-- WHAT IS EXPECTED --
Reproduce the listing word for word. Skip any image.
* * * *
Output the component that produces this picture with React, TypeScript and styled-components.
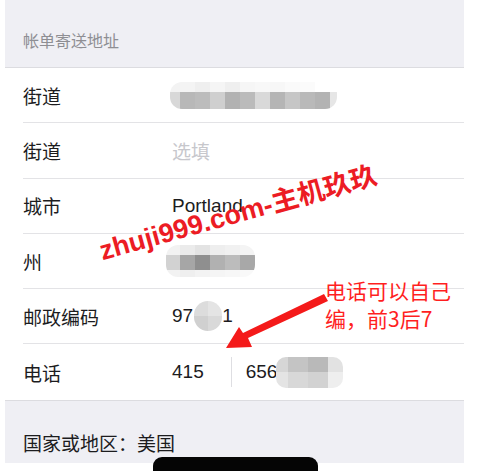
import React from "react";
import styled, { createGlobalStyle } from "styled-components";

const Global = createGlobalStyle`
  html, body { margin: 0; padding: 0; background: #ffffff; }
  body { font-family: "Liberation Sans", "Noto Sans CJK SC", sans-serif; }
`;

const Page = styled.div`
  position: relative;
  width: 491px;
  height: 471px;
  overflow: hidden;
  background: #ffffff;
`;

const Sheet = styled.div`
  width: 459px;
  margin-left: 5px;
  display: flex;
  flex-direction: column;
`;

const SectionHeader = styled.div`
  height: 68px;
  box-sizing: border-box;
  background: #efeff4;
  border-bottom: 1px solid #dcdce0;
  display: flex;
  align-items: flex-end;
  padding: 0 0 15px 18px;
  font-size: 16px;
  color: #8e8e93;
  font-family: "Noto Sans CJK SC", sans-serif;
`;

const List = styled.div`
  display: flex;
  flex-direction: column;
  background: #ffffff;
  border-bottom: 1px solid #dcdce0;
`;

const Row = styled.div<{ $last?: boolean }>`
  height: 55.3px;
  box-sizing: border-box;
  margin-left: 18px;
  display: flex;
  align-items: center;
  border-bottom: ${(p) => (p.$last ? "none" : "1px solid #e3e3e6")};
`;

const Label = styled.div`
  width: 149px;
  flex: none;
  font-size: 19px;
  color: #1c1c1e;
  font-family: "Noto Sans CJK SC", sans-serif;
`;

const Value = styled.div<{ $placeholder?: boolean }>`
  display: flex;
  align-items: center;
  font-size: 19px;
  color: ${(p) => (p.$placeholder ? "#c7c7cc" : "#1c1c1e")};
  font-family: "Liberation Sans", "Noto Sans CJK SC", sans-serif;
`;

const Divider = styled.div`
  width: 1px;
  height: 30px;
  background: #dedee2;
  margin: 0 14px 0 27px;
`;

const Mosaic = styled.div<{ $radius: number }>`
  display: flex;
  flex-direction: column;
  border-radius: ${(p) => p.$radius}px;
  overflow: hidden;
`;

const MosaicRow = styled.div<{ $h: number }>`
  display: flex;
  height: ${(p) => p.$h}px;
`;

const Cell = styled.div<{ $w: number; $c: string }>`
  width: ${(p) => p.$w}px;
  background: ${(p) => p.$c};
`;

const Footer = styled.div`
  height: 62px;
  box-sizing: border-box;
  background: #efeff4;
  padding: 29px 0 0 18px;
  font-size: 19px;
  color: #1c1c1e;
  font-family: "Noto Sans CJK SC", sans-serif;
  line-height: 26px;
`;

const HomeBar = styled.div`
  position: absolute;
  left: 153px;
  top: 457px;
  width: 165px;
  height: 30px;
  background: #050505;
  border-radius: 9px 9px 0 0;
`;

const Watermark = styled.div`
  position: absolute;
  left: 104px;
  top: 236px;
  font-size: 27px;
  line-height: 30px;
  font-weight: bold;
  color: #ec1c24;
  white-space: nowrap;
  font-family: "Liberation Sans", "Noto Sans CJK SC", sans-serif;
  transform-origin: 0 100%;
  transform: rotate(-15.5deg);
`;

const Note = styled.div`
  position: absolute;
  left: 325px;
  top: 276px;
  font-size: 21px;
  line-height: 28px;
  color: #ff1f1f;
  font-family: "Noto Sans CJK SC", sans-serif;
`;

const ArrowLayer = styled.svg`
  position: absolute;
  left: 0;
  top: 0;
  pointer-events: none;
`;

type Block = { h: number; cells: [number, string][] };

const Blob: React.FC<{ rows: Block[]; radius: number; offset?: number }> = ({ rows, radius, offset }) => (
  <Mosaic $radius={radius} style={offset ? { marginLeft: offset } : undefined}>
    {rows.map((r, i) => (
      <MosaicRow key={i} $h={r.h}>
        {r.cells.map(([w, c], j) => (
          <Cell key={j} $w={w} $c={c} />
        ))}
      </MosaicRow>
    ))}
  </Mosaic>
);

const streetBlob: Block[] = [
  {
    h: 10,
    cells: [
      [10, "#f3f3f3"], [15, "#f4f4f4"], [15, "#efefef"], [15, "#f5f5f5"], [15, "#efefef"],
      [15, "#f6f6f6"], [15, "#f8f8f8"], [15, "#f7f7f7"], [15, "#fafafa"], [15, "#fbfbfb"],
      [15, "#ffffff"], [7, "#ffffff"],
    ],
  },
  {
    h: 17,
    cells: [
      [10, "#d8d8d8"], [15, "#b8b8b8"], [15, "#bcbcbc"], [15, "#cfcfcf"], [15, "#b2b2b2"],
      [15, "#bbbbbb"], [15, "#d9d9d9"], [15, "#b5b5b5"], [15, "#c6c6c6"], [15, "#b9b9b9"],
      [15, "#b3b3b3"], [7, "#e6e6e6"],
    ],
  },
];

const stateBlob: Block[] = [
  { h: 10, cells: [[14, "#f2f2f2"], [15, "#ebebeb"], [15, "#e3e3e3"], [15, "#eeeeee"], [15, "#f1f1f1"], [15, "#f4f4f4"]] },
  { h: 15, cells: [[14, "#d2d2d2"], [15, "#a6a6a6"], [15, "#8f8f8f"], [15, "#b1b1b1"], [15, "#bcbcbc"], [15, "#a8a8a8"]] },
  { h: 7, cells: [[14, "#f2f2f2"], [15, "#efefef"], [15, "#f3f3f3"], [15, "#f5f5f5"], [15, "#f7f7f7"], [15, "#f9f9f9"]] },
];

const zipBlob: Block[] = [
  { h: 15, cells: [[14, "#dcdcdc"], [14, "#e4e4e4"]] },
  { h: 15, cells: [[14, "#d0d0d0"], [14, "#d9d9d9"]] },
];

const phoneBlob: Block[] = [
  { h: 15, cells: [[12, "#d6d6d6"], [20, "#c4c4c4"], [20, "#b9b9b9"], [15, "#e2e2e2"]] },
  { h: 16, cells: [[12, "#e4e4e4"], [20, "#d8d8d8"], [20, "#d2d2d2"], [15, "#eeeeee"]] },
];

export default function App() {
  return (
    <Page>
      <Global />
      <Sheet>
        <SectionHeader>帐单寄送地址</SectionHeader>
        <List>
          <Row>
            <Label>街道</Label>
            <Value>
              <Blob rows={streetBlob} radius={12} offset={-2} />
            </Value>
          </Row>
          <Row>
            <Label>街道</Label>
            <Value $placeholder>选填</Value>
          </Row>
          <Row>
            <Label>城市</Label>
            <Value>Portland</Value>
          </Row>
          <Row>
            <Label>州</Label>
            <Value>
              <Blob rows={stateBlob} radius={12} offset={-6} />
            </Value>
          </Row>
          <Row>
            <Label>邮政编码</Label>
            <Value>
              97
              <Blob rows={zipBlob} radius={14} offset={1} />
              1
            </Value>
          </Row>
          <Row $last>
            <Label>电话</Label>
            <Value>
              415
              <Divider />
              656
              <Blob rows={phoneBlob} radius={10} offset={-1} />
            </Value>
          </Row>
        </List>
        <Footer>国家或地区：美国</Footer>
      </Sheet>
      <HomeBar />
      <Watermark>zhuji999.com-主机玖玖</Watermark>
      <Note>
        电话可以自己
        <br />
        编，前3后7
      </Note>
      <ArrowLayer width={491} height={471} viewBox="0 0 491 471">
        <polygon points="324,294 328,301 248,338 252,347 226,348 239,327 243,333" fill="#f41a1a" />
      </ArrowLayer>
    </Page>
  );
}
* * * *
-- SOLUTION TO THIS TASK --
Output the component that produces this picture with React, TypeScript and styled-components.
import React from "react";
import styled, { createGlobalStyle } from "styled-components";

const Global = createGlobalStyle`
  html, body { margin: 0; padding: 0; background: #ffffff; }
  body { font-family: "Liberation Sans", "Noto Sans CJK SC", sans-serif; }
`;

const Page = styled.div`
  position: relative;
  width: 491px;
  height: 471px;
  overflow: hidden;
  background: #ffffff;
`;

const Sheet = styled.div`
  width: 459px;
  margin-left: 5px;
  display: flex;
  flex-direction: column;
`;

const SectionHeader = styled.div`
  height: 68px;
  box-sizing: border-box;
  background: #efeff4;
  border-bottom: 1px solid #dcdce0;
  display: flex;
  align-items: flex-end;
  padding: 0 0 15px 18px;
  font-size: 16px;
  color: #8e8e93;
  font-family: "Noto Sans CJK SC", sans-serif;
`;

const List = styled.div`
  display: flex;
  flex-direction: column;
  background: #ffffff;
  border-bottom: 1px solid #dcdce0;
`;

const Row = styled.div<{ $last?: boolean }>`
  height: 55.3px;
  box-sizing: border-box;
  margin-left: 18px;
  display: flex;
  align-items: center;
  border-bottom: ${(p) => (p.$last ? "none" : "1px solid #e3e3e6")};
`;

const Label = styled.div`
  width: 149px;
  flex: none;
  font-size: 19px;
  color: #1c1c1e;
  font-family: "Noto Sans CJK SC", sans-serif;
`;

const Value = styled.div<{ $placeholder?: boolean }>`
  display: flex;
  align-items: center;
  font-size: 19px;
  color: ${(p) => (p.$placeholder ? "#c7c7cc" : "#1c1c1e")};
  font-family: "Liberation Sans", "Noto Sans CJK SC", sans-serif;
`;

const Divider = styled.div`
  width: 1px;
  height: 30px;
  background: #dedee2;
  margin: 0 14px 0 27px;
`;

const Mosaic = styled.div<{ $radius: number }>`
  display: flex;
  flex-direction: column;
  border-radius: ${(p) => p.$radius}px;
  overflow: hidden;
`;

const MosaicRow = styled.div<{ $h: number }>`
  display: flex;
  height: ${(p) => p.$h}px;
`;

const Cell = styled.div<{ $w: number; $c: string }>`
  width: ${(p) => p.$w}px;
  background: ${(p) => p.$c};
`;

const Footer = styled.div`
  height: 62px;
  box-sizing: border-box;
  background: #efeff4;
  padding: 29px 0 0 18px;
  font-size: 19px;
  color: #1c1c1e;
  font-family: "Noto Sans CJK SC", sans-serif;
  line-height: 26px;
`;

const HomeBar = styled.div`
  position: absolute;
  left: 153px;
  top: 457px;
  width: 165px;
  height: 30px;
  background: #050505;
  border-radius: 9px 9px 0 0;
`;

const Watermark = styled.div`
  position: absolute;
  left: 104px;
  top: 236px;
  font-size: 27px;
  line-height: 30px;
  font-weight: bold;
  color: #ec1c24;
  white-space: nowrap;
  font-family: "Liberation Sans", "Noto Sans CJK SC", sans-serif;
  transform-origin: 0 100%;
  transform: rotate(-15.5deg);
`;

const Note = styled.div`
  position: absolute;
  left: 325px;
  top: 276px;
  font-size: 21px;
  line-height: 28px;
  color: #ff1f1f;
  font-family: "Noto Sans CJK SC", sans-serif;
`;

const ArrowLayer = styled.svg`
  position: absolute;
  left: 0;
  top: 0;
  pointer-events: none;
`;

type Block = { h: number; cells: [number, string][] };

const Blob: React.FC<{ rows: Block[]; radius: number; offset?: number }> = ({ rows, radius, offset }) => (
  <Mosaic $radius={radius} style={offset ? { marginLeft: offset } : undefined}>
    {rows.map((r, i) => (
      <MosaicRow key={i} $h={r.h}>
        {r.cells.map(([w, c], j) => (
          <Cell key={j} $w={w} $c={c} />
        ))}
      </MosaicRow>
    ))}
  </Mosaic>
);

const streetBlob: Block[] = [
  {
    h: 10,
    cells: [
      [10, "#f3f3f3"], [15, "#f4f4f4"], [15, "#efefef"], [15, "#f5f5f5"], [15, "#efefef"],
      [15, "#f6f6f6"], [15, "#f8f8f8"], [15, "#f7f7f7"], [15, "#fafafa"], [15, "#fbfbfb"],
      [15, "#ffffff"], [7, "#ffffff"],
    ],
  },
  {
    h: 17,
    cells: [
      [10, "#d8d8d8"], [15, "#b8b8b8"], [15, "#bcbcbc"], [15, "#cfcfcf"], [15, "#b2b2b2"],
      [15, "#bbbbbb"], [15, "#d9d9d9"], [15, "#b5b5b5"], [15, "#c6c6c6"], [15, "#b9b9b9"],
      [15, "#b3b3b3"], [7, "#e6e6e6"],
    ],
  },
];

const stateBlob: Block[] = [
  { h: 10, cells: [[14, "#f2f2f2"], [15, "#ebebeb"], [15, "#e3e3e3"], [15, "#eeeeee"], [15, "#f1f1f1"], [15, "#f4f4f4"]] },
  { h: 15, cells: [[14, "#d2d2d2"], [15, "#a6a6a6"], [15, "#8f8f8f"], [15, "#b1b1b1"], [15, "#bcbcbc"], [15, "#a8a8a8"]] },
  { h: 7, cells: [[14, "#f2f2f2"], [15, "#efefef"], [15, "#f3f3f3"], [15, "#f5f5f5"], [15, "#f7f7f7"], [15, "#f9f9f9"]] },
];

const zipBlob: Block[] = [
  { h: 15, cells: [[14, "#dcdcdc"], [14, "#e4e4e4"]] },
  { h: 15, cells: [[14, "#d0d0d0"], [14, "#d9d9d9"]] },
];

const phoneBlob: Block[] = [
  { h: 15, cells: [[12, "#d6d6d6"], [20, "#c4c4c4"], [20, "#b9b9b9"], [15, "#e2e2e2"]] },
  { h: 16, cells: [[12, "#e4e4e4"], [20, "#d8d8d8"], [20, "#d2d2d2"], [15, "#eeeeee"]] },
];

export default function App() {
  return (
    <Page>
      <Global />
      <Sheet>
        <SectionHeader>帐单寄送地址</SectionHeader>
        <List>
          <Row>
            <Label>街道</Label>
            <Value>
              <Blob rows={streetBlob} radius={12} offset={-2} />
            </Value>
          </Row>
          <Row>
            <Label>街道</Label>
            <Value $placeholder>选填</Value>
          </Row>
          <Row>
            <Label>城市</Label>
            <Value>Portland</Value>
          </Row>
          <Row>
            <Label>州</Label>
            <Value>
              <Blob rows={stateBlob} radius={12} offset={-6} />
            </Value>
          </Row>
          <Row>
            <Label>邮政编码</Label>
            <Value>
              97
              <Blob rows={zipBlob} radius={14} offset={1} />
              1
            </Value>
          </Row>
          <Row $last>
            <Label>电话</Label>
            <Value>
              415
              <Divider />
              656
              <Blob rows={phoneBlob} radius={10} offset={-1} />
            </Value>
          </Row>
        </List>
        <Footer>国家或地区：美国</Footer>
      </Sheet>
      <HomeBar />
      <Watermark>zhuji999.com-主机玖玖</Watermark>
      <Note>
        电话可以自己
        <br />
        编，前3后7
      </Note>
      <ArrowLayer width={491} height={471} viewBox="0 0 491 471">
        <polygon points="324,294 328,301 248,338 252,347 226,348 239,327 243,333" fill="#f41a1a" />
      </ArrowLayer>
    </Page>
  );
}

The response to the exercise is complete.